* _RECORDS FOR THE TASK_
- - - - - - -

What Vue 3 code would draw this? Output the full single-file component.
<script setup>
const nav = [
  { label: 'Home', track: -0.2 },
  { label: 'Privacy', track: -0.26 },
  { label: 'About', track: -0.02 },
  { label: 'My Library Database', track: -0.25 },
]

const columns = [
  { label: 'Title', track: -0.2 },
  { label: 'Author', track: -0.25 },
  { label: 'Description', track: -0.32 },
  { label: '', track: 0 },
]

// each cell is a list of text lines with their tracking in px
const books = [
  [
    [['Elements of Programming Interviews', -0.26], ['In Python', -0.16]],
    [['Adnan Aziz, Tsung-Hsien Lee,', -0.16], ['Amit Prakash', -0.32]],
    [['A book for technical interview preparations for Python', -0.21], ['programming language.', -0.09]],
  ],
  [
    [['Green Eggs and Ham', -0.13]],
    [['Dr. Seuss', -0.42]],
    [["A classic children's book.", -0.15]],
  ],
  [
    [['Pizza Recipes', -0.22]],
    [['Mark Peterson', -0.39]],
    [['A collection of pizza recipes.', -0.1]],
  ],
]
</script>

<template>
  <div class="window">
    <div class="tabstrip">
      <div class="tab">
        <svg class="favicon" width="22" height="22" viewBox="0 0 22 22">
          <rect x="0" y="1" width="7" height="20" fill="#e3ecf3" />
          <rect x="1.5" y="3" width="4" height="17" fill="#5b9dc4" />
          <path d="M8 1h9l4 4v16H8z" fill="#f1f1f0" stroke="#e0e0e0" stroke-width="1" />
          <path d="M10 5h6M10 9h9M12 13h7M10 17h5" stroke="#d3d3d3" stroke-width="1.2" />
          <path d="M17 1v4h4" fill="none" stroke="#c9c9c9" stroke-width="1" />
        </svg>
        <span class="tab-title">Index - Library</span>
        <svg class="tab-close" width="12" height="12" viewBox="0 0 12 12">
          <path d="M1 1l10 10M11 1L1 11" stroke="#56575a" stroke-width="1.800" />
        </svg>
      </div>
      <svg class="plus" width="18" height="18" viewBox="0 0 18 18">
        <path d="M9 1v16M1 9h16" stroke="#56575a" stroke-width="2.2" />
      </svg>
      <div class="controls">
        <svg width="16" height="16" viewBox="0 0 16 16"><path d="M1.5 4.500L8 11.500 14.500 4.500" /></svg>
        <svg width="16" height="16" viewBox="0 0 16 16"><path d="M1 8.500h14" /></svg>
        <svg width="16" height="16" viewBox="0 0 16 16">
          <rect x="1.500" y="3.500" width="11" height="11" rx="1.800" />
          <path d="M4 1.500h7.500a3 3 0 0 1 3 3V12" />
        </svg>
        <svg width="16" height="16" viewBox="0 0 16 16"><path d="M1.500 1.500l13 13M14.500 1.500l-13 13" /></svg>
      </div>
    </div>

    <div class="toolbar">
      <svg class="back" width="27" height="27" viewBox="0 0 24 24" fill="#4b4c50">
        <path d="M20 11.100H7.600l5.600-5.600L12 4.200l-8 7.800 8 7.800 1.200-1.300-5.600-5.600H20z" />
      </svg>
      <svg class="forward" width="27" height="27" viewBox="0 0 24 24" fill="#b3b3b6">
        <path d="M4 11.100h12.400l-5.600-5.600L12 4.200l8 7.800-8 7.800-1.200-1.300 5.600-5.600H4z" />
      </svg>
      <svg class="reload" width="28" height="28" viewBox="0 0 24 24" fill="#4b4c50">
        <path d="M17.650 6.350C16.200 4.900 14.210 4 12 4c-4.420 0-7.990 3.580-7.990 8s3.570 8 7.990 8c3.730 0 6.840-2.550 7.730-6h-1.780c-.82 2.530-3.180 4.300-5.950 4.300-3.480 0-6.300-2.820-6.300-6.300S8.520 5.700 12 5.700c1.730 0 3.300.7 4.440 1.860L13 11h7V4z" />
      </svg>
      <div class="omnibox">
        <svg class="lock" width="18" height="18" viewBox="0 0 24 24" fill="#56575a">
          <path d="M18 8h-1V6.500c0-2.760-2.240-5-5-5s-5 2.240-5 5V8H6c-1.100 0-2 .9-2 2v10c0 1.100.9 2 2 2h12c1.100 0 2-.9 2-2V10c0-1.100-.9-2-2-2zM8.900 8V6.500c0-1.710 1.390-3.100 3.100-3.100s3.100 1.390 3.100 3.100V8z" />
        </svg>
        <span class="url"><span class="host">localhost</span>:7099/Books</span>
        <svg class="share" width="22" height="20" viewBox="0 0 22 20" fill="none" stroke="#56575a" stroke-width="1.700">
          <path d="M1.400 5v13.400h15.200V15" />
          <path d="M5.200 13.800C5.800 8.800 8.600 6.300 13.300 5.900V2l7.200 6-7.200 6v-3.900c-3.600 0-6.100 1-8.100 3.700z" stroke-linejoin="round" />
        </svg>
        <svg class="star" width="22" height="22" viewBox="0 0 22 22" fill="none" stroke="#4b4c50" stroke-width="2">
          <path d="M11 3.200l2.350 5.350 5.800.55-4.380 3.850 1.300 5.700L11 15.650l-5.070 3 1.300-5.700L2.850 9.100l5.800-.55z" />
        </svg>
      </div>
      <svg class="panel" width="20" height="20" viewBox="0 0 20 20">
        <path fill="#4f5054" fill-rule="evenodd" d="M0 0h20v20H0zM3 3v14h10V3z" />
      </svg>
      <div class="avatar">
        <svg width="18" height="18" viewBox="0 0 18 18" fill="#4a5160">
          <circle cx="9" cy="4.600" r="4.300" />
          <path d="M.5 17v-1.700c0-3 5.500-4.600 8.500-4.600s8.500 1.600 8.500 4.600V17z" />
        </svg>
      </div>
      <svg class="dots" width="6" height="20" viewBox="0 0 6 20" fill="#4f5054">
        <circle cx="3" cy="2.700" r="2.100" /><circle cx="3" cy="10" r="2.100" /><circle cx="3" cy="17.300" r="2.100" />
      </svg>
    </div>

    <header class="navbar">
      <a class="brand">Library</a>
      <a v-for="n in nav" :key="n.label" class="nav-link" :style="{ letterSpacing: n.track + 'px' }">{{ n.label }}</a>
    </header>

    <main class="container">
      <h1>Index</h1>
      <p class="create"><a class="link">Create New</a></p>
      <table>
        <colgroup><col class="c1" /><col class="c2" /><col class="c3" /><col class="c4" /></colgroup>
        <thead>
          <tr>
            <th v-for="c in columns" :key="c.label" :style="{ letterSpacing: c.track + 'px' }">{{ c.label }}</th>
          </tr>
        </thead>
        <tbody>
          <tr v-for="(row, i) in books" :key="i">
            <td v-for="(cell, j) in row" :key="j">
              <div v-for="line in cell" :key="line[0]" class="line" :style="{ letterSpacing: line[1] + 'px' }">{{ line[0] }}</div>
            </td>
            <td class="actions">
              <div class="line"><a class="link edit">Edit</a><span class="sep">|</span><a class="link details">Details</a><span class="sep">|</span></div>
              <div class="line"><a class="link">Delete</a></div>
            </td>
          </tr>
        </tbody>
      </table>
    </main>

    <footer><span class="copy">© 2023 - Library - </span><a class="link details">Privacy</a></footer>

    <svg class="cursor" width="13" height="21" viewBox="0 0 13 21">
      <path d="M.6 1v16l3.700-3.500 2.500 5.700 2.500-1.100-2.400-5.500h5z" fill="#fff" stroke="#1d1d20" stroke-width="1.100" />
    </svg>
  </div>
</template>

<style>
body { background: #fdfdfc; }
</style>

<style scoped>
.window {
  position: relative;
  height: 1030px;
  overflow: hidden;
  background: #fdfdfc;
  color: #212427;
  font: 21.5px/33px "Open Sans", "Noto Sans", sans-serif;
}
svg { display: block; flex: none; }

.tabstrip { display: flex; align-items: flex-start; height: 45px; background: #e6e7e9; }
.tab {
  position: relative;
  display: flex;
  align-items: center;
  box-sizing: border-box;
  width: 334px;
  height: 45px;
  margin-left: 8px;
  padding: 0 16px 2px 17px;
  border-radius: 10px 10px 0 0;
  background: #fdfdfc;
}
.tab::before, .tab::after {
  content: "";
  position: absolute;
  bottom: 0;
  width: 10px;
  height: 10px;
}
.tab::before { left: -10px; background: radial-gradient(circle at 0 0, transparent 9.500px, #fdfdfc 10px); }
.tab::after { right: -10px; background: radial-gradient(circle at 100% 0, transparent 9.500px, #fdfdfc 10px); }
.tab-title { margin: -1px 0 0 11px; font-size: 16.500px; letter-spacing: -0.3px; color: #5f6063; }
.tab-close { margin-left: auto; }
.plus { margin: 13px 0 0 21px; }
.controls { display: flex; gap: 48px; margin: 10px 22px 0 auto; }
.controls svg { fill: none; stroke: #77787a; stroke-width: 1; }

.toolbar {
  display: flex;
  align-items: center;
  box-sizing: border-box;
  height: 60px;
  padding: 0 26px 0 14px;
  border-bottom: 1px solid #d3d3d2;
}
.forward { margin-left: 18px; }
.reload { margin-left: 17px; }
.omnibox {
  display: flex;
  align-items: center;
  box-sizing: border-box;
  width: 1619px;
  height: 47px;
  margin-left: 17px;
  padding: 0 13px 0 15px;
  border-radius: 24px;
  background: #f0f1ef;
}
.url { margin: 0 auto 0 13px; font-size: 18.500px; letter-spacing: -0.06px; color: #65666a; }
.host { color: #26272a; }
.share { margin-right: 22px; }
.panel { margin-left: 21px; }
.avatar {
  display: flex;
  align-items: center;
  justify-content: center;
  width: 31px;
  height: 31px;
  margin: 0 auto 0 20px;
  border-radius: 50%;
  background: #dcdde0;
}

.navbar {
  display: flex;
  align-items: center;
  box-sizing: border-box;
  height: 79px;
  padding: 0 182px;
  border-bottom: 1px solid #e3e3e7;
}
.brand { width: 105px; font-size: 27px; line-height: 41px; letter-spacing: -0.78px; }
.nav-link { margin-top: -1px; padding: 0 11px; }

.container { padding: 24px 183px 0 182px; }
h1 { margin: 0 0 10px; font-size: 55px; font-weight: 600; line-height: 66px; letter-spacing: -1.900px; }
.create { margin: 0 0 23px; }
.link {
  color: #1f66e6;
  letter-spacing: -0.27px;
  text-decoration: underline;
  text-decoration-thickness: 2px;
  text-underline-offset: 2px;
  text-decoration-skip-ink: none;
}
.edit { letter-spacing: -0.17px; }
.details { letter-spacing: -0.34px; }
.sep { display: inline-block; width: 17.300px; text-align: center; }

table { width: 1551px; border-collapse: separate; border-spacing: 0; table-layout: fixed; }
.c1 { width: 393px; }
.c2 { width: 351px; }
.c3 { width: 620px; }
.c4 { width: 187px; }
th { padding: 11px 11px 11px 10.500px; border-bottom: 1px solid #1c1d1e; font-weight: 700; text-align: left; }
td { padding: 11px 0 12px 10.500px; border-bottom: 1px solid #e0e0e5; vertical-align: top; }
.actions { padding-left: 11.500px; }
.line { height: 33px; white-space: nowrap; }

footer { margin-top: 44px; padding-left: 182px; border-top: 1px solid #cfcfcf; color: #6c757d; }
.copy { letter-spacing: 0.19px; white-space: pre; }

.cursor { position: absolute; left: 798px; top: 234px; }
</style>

- - - - - - -

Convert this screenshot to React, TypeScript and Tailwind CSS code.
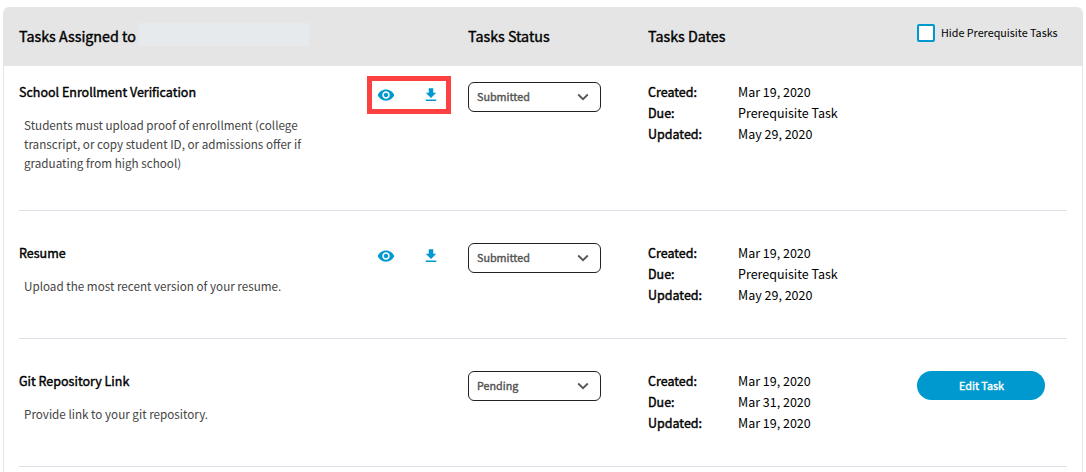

- - - - - - -

* _TASK INSTRUCTIONS_
Check each line of the data above for the word "code" and say how many lines have it. Give the number alone.

* _WRITTEN ANSWER_
2